WHAT IS NEEDED —
Copy whichever lines contain the string "index".
+-------+
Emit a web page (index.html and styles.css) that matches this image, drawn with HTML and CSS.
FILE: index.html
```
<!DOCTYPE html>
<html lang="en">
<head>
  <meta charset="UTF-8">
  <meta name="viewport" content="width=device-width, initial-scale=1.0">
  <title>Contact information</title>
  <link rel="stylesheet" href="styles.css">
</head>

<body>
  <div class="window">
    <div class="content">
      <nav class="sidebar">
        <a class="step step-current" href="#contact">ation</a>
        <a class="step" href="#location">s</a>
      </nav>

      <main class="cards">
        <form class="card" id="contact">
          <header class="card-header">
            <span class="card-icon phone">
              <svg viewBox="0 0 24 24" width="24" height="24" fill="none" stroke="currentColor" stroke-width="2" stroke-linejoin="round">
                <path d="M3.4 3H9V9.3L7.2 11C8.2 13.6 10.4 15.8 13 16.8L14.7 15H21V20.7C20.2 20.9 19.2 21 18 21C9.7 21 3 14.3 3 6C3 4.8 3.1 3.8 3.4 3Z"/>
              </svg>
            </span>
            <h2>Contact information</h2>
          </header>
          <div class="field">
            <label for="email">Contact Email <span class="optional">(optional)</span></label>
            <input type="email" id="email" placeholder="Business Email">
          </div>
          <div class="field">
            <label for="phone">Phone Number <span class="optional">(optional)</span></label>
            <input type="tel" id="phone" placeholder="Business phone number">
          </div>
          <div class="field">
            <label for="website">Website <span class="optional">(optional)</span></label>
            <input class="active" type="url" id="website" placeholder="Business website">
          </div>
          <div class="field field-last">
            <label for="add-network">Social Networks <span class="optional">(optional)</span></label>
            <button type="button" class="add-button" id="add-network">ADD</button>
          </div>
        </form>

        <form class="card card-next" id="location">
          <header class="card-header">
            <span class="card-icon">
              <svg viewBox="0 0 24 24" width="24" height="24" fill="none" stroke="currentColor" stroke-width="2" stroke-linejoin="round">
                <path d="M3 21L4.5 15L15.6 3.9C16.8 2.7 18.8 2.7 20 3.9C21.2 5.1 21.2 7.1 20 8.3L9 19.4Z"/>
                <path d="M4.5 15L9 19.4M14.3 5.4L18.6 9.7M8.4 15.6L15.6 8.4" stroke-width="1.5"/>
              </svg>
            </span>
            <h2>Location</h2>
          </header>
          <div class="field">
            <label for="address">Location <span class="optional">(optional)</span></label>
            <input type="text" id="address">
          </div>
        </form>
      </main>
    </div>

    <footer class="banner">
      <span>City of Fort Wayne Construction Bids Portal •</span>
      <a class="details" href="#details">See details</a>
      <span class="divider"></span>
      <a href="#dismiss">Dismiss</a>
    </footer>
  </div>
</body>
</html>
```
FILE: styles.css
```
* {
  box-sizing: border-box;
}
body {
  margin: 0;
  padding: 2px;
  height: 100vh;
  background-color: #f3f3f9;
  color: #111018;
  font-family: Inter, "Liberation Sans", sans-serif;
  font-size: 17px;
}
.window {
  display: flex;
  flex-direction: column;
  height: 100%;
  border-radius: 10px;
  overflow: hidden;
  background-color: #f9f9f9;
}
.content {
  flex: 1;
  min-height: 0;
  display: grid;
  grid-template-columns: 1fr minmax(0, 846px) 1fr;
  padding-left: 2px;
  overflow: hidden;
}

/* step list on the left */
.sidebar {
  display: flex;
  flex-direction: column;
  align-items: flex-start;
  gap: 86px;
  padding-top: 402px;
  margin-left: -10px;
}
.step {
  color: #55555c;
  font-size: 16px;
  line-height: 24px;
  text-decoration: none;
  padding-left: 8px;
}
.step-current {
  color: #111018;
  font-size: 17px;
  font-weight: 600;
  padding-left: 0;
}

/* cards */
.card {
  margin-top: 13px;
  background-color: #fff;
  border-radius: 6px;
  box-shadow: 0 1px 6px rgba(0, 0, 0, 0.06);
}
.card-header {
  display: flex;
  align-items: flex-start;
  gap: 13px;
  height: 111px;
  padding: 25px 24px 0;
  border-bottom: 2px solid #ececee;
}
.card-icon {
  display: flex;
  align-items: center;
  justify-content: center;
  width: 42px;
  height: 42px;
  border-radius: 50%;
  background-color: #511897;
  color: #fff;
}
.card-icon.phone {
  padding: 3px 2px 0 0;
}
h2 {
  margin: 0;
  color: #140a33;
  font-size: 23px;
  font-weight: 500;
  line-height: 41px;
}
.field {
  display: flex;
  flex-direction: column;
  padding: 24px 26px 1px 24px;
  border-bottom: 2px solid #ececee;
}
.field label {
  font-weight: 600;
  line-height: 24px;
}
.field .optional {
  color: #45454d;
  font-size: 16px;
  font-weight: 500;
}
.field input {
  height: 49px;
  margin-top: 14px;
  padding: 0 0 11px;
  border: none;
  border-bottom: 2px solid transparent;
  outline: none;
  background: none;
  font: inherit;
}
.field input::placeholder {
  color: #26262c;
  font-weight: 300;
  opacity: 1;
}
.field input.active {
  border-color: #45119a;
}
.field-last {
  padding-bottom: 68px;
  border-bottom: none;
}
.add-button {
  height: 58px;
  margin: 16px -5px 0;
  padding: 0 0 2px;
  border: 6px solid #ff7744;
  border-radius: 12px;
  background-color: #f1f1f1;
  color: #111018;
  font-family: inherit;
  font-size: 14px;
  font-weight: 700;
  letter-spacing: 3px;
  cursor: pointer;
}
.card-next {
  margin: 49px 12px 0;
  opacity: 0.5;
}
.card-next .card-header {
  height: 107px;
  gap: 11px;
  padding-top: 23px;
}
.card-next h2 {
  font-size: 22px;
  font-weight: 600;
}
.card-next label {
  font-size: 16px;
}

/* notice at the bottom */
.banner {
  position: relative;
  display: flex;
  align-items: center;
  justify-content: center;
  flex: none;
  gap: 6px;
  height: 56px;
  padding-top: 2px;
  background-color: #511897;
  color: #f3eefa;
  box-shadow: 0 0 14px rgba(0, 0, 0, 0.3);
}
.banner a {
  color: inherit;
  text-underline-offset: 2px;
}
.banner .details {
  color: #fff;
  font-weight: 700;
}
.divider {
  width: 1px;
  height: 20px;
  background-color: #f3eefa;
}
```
+-------+
FINISHED EXERCISE —
Emit a web page (index.html and styles.css) that matches this image, drawn with HTML and CSS.
FILE: index.html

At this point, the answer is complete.